Supplied material:
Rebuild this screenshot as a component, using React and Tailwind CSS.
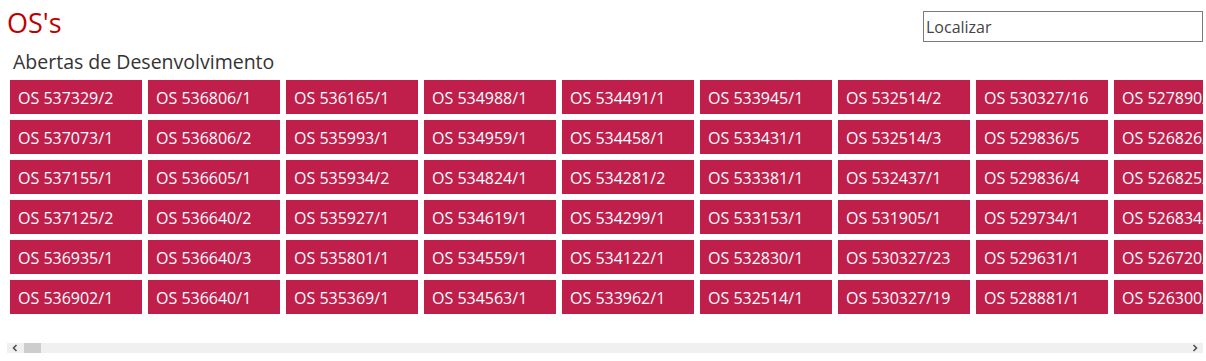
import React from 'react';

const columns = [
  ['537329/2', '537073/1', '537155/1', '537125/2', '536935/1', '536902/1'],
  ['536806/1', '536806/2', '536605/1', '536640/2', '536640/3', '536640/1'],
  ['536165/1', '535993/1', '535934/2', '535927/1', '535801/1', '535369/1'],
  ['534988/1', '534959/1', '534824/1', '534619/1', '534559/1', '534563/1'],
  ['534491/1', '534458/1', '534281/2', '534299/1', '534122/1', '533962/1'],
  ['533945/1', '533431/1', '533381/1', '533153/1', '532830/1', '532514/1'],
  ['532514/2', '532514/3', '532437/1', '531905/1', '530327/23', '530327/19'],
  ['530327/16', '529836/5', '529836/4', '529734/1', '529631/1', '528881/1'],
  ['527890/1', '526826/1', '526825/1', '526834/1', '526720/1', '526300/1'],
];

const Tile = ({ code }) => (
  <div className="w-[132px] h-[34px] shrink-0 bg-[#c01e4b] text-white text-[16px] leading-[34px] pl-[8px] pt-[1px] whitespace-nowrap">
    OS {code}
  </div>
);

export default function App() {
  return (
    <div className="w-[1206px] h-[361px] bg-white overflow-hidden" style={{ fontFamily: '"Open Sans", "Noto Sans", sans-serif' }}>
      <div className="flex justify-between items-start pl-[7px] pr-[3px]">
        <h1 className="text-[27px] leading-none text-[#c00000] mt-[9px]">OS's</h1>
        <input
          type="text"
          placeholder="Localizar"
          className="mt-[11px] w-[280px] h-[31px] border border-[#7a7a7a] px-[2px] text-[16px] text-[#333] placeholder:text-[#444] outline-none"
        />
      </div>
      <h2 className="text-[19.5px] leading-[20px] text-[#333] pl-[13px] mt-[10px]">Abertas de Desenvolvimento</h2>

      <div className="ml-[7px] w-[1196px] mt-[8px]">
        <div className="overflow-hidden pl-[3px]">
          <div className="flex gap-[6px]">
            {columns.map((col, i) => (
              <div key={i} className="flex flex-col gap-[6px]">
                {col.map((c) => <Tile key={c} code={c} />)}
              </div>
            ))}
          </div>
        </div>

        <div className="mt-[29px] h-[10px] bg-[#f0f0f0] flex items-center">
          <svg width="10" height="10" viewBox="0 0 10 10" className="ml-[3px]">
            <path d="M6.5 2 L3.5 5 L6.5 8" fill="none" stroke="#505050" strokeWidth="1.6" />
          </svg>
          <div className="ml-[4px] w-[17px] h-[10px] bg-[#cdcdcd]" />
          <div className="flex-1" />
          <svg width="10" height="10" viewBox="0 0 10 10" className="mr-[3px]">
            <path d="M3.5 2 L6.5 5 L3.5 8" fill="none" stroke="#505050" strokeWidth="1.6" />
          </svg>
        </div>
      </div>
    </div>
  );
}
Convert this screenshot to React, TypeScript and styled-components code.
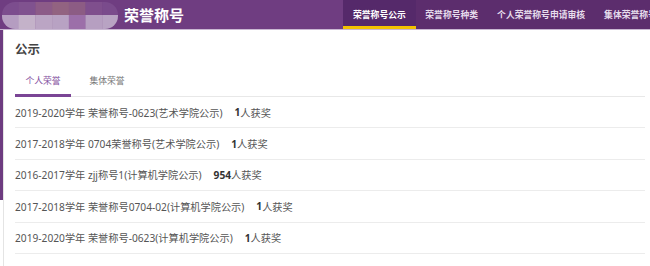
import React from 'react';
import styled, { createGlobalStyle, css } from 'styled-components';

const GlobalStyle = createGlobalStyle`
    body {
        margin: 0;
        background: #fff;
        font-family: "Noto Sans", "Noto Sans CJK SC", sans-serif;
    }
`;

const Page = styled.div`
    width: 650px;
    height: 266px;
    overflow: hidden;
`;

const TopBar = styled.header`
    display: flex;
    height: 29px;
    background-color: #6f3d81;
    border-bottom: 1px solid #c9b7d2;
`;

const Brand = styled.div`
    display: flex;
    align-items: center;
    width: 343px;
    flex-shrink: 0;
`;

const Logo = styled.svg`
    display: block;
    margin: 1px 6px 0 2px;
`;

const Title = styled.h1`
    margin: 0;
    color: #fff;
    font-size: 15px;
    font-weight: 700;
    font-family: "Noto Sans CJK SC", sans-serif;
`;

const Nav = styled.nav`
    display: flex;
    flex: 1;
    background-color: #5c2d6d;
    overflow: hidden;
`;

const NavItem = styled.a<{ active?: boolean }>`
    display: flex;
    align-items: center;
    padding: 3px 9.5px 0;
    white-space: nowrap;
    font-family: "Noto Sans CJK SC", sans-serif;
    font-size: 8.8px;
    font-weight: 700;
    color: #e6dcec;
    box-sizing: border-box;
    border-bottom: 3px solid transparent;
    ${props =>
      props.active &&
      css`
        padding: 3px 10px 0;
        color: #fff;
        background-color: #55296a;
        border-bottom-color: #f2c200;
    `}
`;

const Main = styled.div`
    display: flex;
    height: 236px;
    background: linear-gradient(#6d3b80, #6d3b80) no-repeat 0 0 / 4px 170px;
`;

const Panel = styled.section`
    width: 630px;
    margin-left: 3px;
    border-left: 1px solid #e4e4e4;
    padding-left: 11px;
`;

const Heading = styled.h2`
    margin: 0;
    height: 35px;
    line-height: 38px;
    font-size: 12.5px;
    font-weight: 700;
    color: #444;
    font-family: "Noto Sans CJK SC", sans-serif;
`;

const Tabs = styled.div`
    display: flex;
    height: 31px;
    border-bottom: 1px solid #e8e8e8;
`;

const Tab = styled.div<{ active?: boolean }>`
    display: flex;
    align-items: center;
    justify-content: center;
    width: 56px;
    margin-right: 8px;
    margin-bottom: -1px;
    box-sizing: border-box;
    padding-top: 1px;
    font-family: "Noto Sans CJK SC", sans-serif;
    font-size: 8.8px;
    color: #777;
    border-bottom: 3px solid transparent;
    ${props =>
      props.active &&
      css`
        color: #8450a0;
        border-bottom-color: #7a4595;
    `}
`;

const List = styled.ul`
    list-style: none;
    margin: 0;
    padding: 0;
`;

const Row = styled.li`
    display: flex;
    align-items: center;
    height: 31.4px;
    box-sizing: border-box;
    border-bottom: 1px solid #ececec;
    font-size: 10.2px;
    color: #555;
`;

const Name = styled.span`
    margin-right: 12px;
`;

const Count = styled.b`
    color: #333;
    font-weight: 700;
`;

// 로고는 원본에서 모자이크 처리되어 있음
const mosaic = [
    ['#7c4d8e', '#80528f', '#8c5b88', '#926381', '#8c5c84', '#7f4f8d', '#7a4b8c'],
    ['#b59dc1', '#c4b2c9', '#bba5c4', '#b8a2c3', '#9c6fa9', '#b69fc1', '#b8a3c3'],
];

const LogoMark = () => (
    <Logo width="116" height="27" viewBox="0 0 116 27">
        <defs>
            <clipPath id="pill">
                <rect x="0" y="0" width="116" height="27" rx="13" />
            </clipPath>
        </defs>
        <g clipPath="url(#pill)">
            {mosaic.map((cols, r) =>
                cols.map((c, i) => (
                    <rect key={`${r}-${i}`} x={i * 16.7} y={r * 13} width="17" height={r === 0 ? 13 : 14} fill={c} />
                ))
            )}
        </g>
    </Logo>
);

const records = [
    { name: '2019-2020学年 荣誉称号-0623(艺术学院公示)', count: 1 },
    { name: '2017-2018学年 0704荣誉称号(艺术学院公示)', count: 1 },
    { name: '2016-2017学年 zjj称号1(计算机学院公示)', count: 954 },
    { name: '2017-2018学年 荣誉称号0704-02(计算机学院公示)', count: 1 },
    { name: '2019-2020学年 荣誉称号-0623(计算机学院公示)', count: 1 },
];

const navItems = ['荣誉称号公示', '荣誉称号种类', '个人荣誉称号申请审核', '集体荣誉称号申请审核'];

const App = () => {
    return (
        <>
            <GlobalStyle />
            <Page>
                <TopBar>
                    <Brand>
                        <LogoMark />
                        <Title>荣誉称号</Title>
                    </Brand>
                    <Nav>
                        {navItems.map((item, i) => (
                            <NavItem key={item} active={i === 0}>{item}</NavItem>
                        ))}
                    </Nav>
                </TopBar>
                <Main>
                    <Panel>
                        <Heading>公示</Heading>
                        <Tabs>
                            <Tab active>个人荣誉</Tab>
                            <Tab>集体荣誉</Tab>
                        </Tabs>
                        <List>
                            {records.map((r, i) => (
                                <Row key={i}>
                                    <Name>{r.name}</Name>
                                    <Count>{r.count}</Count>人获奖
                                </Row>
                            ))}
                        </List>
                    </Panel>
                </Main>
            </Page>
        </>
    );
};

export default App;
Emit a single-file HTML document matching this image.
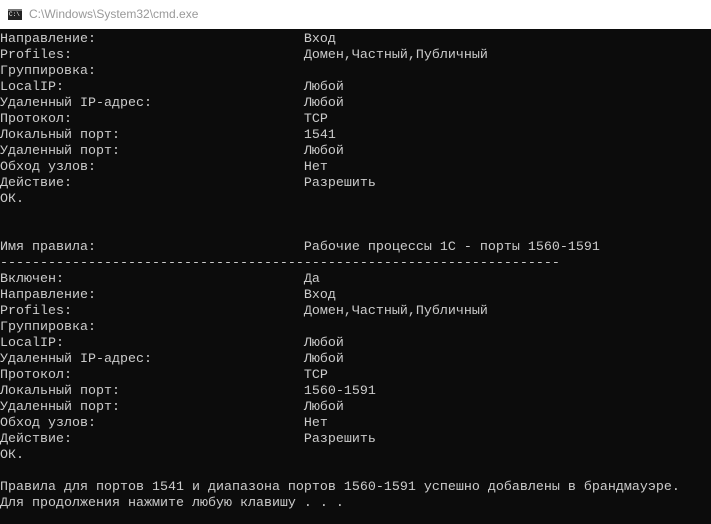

Problem to work on: Output exactly the span of lines from the top of the listing through the line holding "leading-[20px] text-[#333] pl-[13px]", and leave every picture out.

Answer to the task:
Rebuild this screenshot as a component, using React and Tailwind CSS.
import React from 'react';

const columns = [
  ['537329/2', '537073/1', '537155/1', '537125/2', '536935/1', '536902/1'],
  ['536806/1', '536806/2', '536605/1', '536640/2', '536640/3', '536640/1'],
  ['536165/1', '535993/1', '535934/2', '535927/1', '535801/1', '535369/1'],
  ['534988/1', '534959/1', '534824/1', '534619/1', '534559/1', '534563/1'],
  ['534491/1', '534458/1', '534281/2', '534299/1', '534122/1', '533962/1'],
  ['533945/1', '533431/1', '533381/1', '533153/1', '532830/1', '532514/1'],
  ['532514/2', '532514/3', '532437/1', '531905/1', '530327/23', '530327/19'],
  ['530327/16', '529836/5', '529836/4', '529734/1', '529631/1', '528881/1'],
  ['527890/1', '526826/1', '526825/1', '526834/1', '526720/1', '526300/1'],
];

const Tile = ({ code }) => (
  <div className="w-[132px] h-[34px] shrink-0 bg-[#c01e4b] text-white text-[16px] leading-[34px] pl-[8px] pt-[1px] whitespace-nowrap">
    OS {code}
  </div>
);

export default function App() {
  return (
    <div className="w-[1206px] h-[361px] bg-white overflow-hidden" style={{ fontFamily: '"Open Sans", "Noto Sans", sans-serif' }}>
      <div className="flex justify-between items-start pl-[7px] pr-[3px]">
        <h1 className="text-[27px] leading-none text-[#c00000] mt-[9px]">OS's</h1>
        <input
          type="text"
          placeholder="Localizar"
          className="mt-[11px] w-[280px] h-[31px] border border-[#7a7a7a] px-[2px] text-[16px] text-[#333] placeholder:text-[#444] outline-none"
        />
      </div>
      <h2 className="text-[19.5px] leading-[20px] text-[#333] pl-[13px] mt-[10px]">Abertas de Desenvolvimento</h2>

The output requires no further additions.